Cyclone Amphan’s Trail of Devastation

Cyclone Amphan’s Trail of Devastation

Fifty-five year old Latika Mollah lost her asbestos roof to the cyclone. Her house is flooded and the sacks of paddy that she had stored in her house, is spoilt. Latika lives with her widowed daughter and granddaughter in Raidighi panchayat. A landless labourer, she had leased some land. She was really looking forward to the income from the paddy. She had nearly 80 sacks, she says.   

“All my paddy is gone. My neighbours tried to save some but everything is wet. We are poor. We don’t know what to do now.” She and her family had moved in to a neighbour’s pakka house before the cyclone made landfall on May 20.  Adhar Haldar, too, lost his paddy. All the chicken in his coop died. His house close to the embankment is now under two feet of water.

Cyclone Amphan made landfall on May 20 in Sundarbans around 2.30 pm and then it was hours of absolute devastation in India’s West Bengal and in Bangladesh. Lives were lost, houses collapsed, power and telephone connectivity disrupted, trees uprooted, the ones that stood turned yellow due to the water from the Bay of Bengal, and the land has been rendered saline and useless for at least a few years. Official death toll stands at 98. 

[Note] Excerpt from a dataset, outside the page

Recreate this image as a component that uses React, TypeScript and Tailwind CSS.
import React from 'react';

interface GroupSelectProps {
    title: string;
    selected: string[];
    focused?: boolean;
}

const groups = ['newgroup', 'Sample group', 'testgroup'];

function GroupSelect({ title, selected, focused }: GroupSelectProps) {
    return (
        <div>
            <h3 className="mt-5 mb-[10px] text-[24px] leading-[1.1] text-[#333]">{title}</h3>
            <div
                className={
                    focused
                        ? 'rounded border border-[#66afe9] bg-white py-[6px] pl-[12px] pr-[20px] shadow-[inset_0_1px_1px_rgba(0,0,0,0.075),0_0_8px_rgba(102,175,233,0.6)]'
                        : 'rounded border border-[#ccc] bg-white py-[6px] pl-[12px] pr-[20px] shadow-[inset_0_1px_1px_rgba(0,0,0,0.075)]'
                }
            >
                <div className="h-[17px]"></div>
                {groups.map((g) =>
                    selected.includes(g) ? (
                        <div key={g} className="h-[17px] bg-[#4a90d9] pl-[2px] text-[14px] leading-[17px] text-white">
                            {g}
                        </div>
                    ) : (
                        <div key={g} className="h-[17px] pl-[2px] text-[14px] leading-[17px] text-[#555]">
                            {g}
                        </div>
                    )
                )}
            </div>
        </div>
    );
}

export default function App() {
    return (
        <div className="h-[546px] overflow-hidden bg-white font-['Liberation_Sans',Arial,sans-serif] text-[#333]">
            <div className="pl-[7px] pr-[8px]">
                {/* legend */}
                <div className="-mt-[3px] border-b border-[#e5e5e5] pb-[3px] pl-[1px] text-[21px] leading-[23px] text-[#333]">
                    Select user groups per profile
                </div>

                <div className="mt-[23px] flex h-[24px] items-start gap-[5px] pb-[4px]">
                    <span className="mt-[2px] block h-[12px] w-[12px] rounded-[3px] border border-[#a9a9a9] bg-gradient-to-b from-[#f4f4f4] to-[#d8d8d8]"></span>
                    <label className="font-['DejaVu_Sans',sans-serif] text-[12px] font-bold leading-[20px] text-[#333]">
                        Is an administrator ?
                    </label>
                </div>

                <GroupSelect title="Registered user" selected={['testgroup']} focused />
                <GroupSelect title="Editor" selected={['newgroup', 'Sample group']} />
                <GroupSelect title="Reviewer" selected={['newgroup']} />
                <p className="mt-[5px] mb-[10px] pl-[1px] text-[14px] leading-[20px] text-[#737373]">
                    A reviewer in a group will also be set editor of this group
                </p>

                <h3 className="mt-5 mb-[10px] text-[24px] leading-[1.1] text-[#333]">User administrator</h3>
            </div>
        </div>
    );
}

As the landfall began, and until there was some network, we kept getting videos of heavy rains, strong winds, tin roofs blowing away, and trees swaying wildly just minutes away from snapping into two. After the cyclone had passed — and hours of eerie silence later — we started receiving photos of the havoc caused by Amphan. They were grim photos of people standing in front of skeletal remains of what used to be their house, of some lucky to just have lost a roof, of uprooted trees, of scattered utensils, cots, clothes, and of people clutching on to their loved ones and their most cherished possessions.

Murshid Alam Sheikh, an Oxfam India consultant working as an officer overseeing Emergency Food Security and Vulnerable Livelihoods (EFSVL) was there. His brother’s house was totally destroyed, an uncle’s tin roof blown away, and another relatives goat barn flattened. The goats thankfully were all brought and kept in Murshid’s verandah just before the cyclone. Around 6-7 families from his neighbourhood spent the night at his place. “I spent the entire time, cooking for friends and families. We have never seen anything like this before.”

The lockdown and the subsequent loss of jobs made matters worse. Thirty-five year old Mosalim Sheikh was a daily wage labourer at a galvanising plant in Howrah who lost his job due to the lockdown. He had cultivated 10 kathas of land but all that was destroyed during the cyclone and the heavy rains. He lost his house to the cyclone. He along with his wife and four children have shifted to his brother’s house. “My children have lost their books. I have no job, no money, no house, no crops.”

His neighbour Varun Mallik too lost his job at the Howrah factory. He had returned home. Due to financial constraints, children dropped out of school. His kachcha house swept away by the cyclone, he and his family of four are now staying with his brother. “The lockdown and the cyclone has taken everything away from us.”

“Sundarbans is finished” quoted a news report, a few days later. A couple of my friends who have either worked in or studied the Sundarbans are distraught. I had been to the Sundarbans once on an assignment in 2014 and back then people were still reeling under the impact of Aila. Then there was Bulbul and now Amphan has left behind a trail of further destruction.

Oxfam India is on the ground. Nearly 1800 shelter kits — groundsheet & tarpaulin — have been distributed among those who lost their homes to Cyclone Amphan in 7 blocks of South 24 Parganas, North 24 Parganas and Medinipur in the Sunderbans.